Grants could offset cost of river park project

Jackson County is hoping that grants will offset the $847,000 cost of extending water and sewer connections to a piece of land being eyed for a new outdoor adventure park in Dillsboro, and last week commissioners gave the county the go-ahead to apply for just such a grant — $50,000 from the N.C. Department of Commerce.

The adventure park deal is not yet final — commissioners won’t vote on whether to sell the land in question until after a public hearing slated Monday, March 20. But grant application deadlines are creeping up, and Jackson’s economic development director Rich Price wants to be ready in case the project is approved. 

“If there was a point in time going forward where the board decided not to move forward (with the park), then this application would either be rescinded or, if we had been granted an award, we would certainly deny an award of those funds,” Price told commissioners during their March 13 meeting. 

The grant that commissioners agreed to endorse last week — from the N.C. Department of Commerce’s Rural Infrastructure Fund — is just one of three pending grant applications for the adventure park project.

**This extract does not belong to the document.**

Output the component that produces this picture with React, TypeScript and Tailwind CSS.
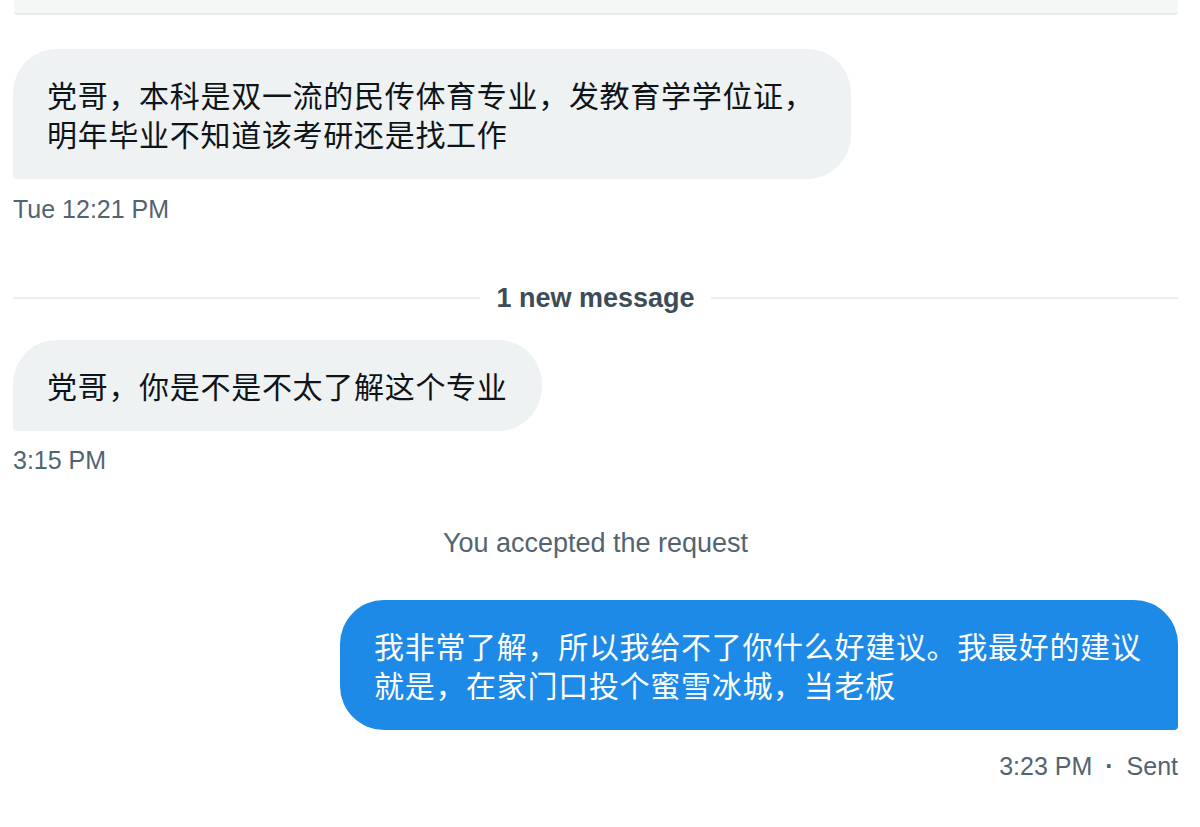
const cjk = { fontFamily: '"Noto Sans CJK SC", "Liberation Sans", sans-serif' };
const latin = { fontFamily: '"Liberation Sans", "Noto Sans CJK SC", sans-serif' };

function Bubble({ text, mine }: { text: string; mine?: boolean }) {
  return (
    <div
      style={cjk}
      className={
        mine
          ? "self-end max-w-[838px] rounded-[44px] rounded-br-[4px] bg-[#1e8ae8] px-[34px] py-[26px] text-[30px] leading-[39px] tracking-[0.7px] text-white"
          : "self-start max-w-[838px] rounded-[44px] rounded-bl-[4px] bg-[#eef2f3] px-[34px] py-[26px] text-[30px] leading-[39px] tracking-[0.7px] text-[#0f1419]"
      }
    >
      {text}
    </div>
  );
}

export default function App() {
  return (
    <div style={latin} className="h-[827px] w-[1200px] overflow-hidden bg-white">
      <div className="ml-[14px] mr-[22px] h-[15px] rounded-b-[3px] border-b-2 border-[#e7ebec] bg-[#f5f7f7]" />

      <div className="flex flex-col pl-[13px] pr-[22px]">
        <div className="mt-[34px] flex flex-col">
          <Bubble text="党哥，本科是双一流的民传体育专业，发教育学学位证，明年毕业不知道该考研还是找工作" />
        </div>
        <div className="mt-[15px] text-[25px] leading-[30px] text-[#536471]">Tue 12:21 PM</div>

        <div className="mt-[54px] flex h-[40px] items-center gap-[16px]">
          <div className="h-[2px] flex-1 bg-[#eaeff1]" />
          <div className="text-[27px] font-bold leading-[40px] text-[#3e4c58]">1 new message</div>
          <div className="h-[2px] flex-1 bg-[#eaeff1]" />
        </div>

        <div className="mt-[22px] flex flex-col">
          <Bubble text="党哥，你是不是不太了解这个专业" />
        </div>
        <div className="mt-[14px] text-[25px] leading-[30px] text-[#536471]">3:15 PM</div>

        <div className="mt-[51px] text-center text-[27px] leading-[34px] text-[#536471]">
          You accepted the request
        </div>

        <div className="mt-[40px] flex flex-col">
          <Bubble mine text="我非常了解，所以我给不了你什么好建议。我最好的建议就是，在家门口投个蜜雪冰城，当老板" />
        </div>
        <div className="mt-[21px] text-right text-[25px] leading-[30px] text-[#536471]">
          3:23 PM<span className="px-[13px] font-bold">·</span>Sent
        </div>
      </div>
    </div>
  );
}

Price has also submitted an application for another $50,000 grant, this one from the Golden LEAF Foundation, as well as a $300,000 request to the Appalachian Regional Commission. The ARC grant should be decided in the next 30 days or so, Price said, with the smaller two grants decided in April or early May.

All three grant applications have received “very favorable response thus far,” he said. 

However, for the results of the grant applications to matter, commissioners will have to approve the sale of a 7-acre tract along the Tuckasegee River in Dillsboro to Western North Carolina Outdoor Development, which is owned by Jackson County businessman Kelly Custer.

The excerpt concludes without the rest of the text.